Dark streaks on crater and valley walls may indicate that brackish water currently flows across the surface of Mars.
By Dr David Whitehouse
BBC News Online science editor
New images and analysis suggest the slopes around the Red Planet's largest extinct volcano, Olympus Mons, contain dark stains caused by brine flowing down hill.
The images show streaks on the surface of Mars
The discovery indicates that the substantial underground ice deposits on Mars can sometimes melt and flow across the surface.
It is bound to increase speculation that life may exist near to the surface of the planet.
The study has been done by Tahirih Motazedian, of the University of Oregon, US. It supports work done by others.
She told BBC News Online that she had examined images of Mars taken at different times and had seen new streaks form within time intervals of months.

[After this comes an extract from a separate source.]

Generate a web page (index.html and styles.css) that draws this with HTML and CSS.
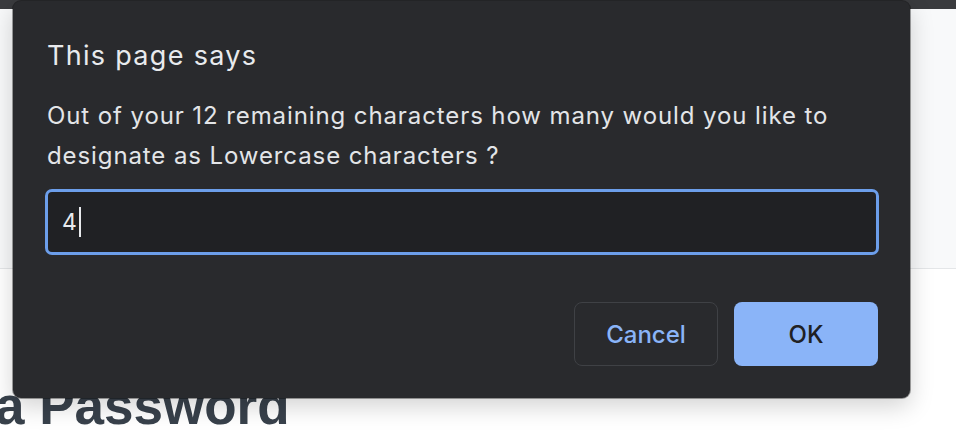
FILE: index.html
```html
<!DOCTYPE html>
<html lang="en">
<head>
<meta charset="utf-8">
<title>Password Generator</title>
<link rel="stylesheet" href="styles.css">
</head>
<body>
  <div class="topbar"></div>
  <header class="hero"></header>
  <main class="content">
    <h1 class="page-title">a Password</h1>
  </main>

  <div class="dialog" role="dialog">
    <div class="dialog-title">This page says</div>
    <div class="dialog-message">Out of your 12 remaining characters how many would you like to designate as Lowercase characters ?</div>
    <div class="dialog-input"><span class="input-value">4</span><span class="caret"></span></div>
    <div class="dialog-actions">
      <button class="btn btn-cancel">Cancel</button>
      <button class="btn btn-ok">OK</button>
    </div>
  </div>
</body>
</html>
```
FILE: styles.css
```css
html, body {
  margin: 0;
  padding: 0;
}
body {
  width: 956px;
  height: 434px;
  overflow: hidden;
  background: #ffffff;
  font-family: Inter, "Noto Sans", sans-serif;
  position: relative;
}
.topbar {
  height: 9px;
  background: #3a3b3e;
}
.hero {
  height: 259px;
  background: #f8f9fa;
  border-bottom: 1px solid #e4e6e8;
}
.content {
  padding-top: 107px;
}
.page-title {
  margin: 0 0 0 -5px;
  font-family: "Liberation Sans", Arial, sans-serif;
  font-weight: 700;
  font-size: 53px;
  line-height: 60px;
  color: #38414b;
  white-space: nowrap;
}

.dialog {
  position: absolute;
  left: 13px;
  top: 1px;
  width: 897px;
  height: 397px;
  box-sizing: border-box;
  padding: 39px 31px 32px 32px;
  background: #292a2d;
  border-radius: 8px;
  box-shadow: 0 8px 24px rgba(0, 0, 0, 0.18), 0 0 0 1px rgba(0, 0, 0, 0.35);
  color: #e8eaed;
  display: flex;
  flex-direction: column;
}
.dialog-title {
  font-size: 27px;
  line-height: 32px;
  letter-spacing: 1.3px;
  padding-left: 2px;
  color: #e8eaed;
}
.dialog-message {
  margin-top: 24px;
  font-size: 24px;
  line-height: 40px;
  letter-spacing: 0.9px;
  padding-left: 2px;
  color: #e3e5e8;
}
.dialog-input {
  margin-top: 13px;
  height: 66px;
  box-sizing: border-box;
  border: 3px solid #6c9eea;
  border-radius: 7px;
  background: #202124;
  display: flex;
  align-items: center;
  padding-left: 14px;
  font-size: 23px;
  color: #e8eaed;
}
.caret {
  display: inline-block;
  width: 2px;
  height: 30px;
  margin-left: 2px;
  background: #e8eaed;
}
.dialog-actions {
  margin-top: 47px;
  display: flex;
  justify-content: flex-end;
  gap: 16px;
  padding-right: 1px;
}
.btn {
  width: 144px;
  height: 64px;
  box-sizing: border-box;
  border-radius: 8px;
  font-family: Inter, "Noto Sans", sans-serif;
  font-size: 24px;
  font-weight: 500;
  cursor: pointer;
}
.btn-cancel {
  background: transparent;
  border: 1px solid #3f4145;
  color: #8ab4f8;
}
.btn-ok {
  background: #8ab4f8;
  border: none;
  color: #202124;
}
```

She speculates that geothermal activity driven by volcanic heat may be causing the melting of subsurface ice.
Briny water flows downhill
The water dissolves surrounding minerals to form a super-saline brine which, because it contains salts, can remain liquid at lower temperatures and pressures than pure water can.
When the brine trickles on to the surface, it flows downhill staining the surface.
"The streaks originate from distinct geologic horizons below the Martian surface, where the water-ice table has been intersected by crater and valley walls," she said.
'Dynamic fluid flow'
Significantly, the dark streaks are never overlain or cut by other features like craters or sand dunes, just as if they were made by water marking the surface.
"They passively overlay existing features except where they are forced to flow around obstacles," she said.
The dark streaks always begin upslope as a point and widen downslope, just like flowing water.
The streaks have the same dispersive patterns that liquid water has when it flows downhill, "highly indicative of dynamic fluid flow", says Tahirih Motazedian.
Stains said to be caused by the water
Images taken of the Mangala Valles region show that the dark streaks are being formed at the present time.
Two images taken a few months apart show new streaks have appeared.
"This demonstrates the existence of a currently active, short-term process of surface change on Mars," the researcher said.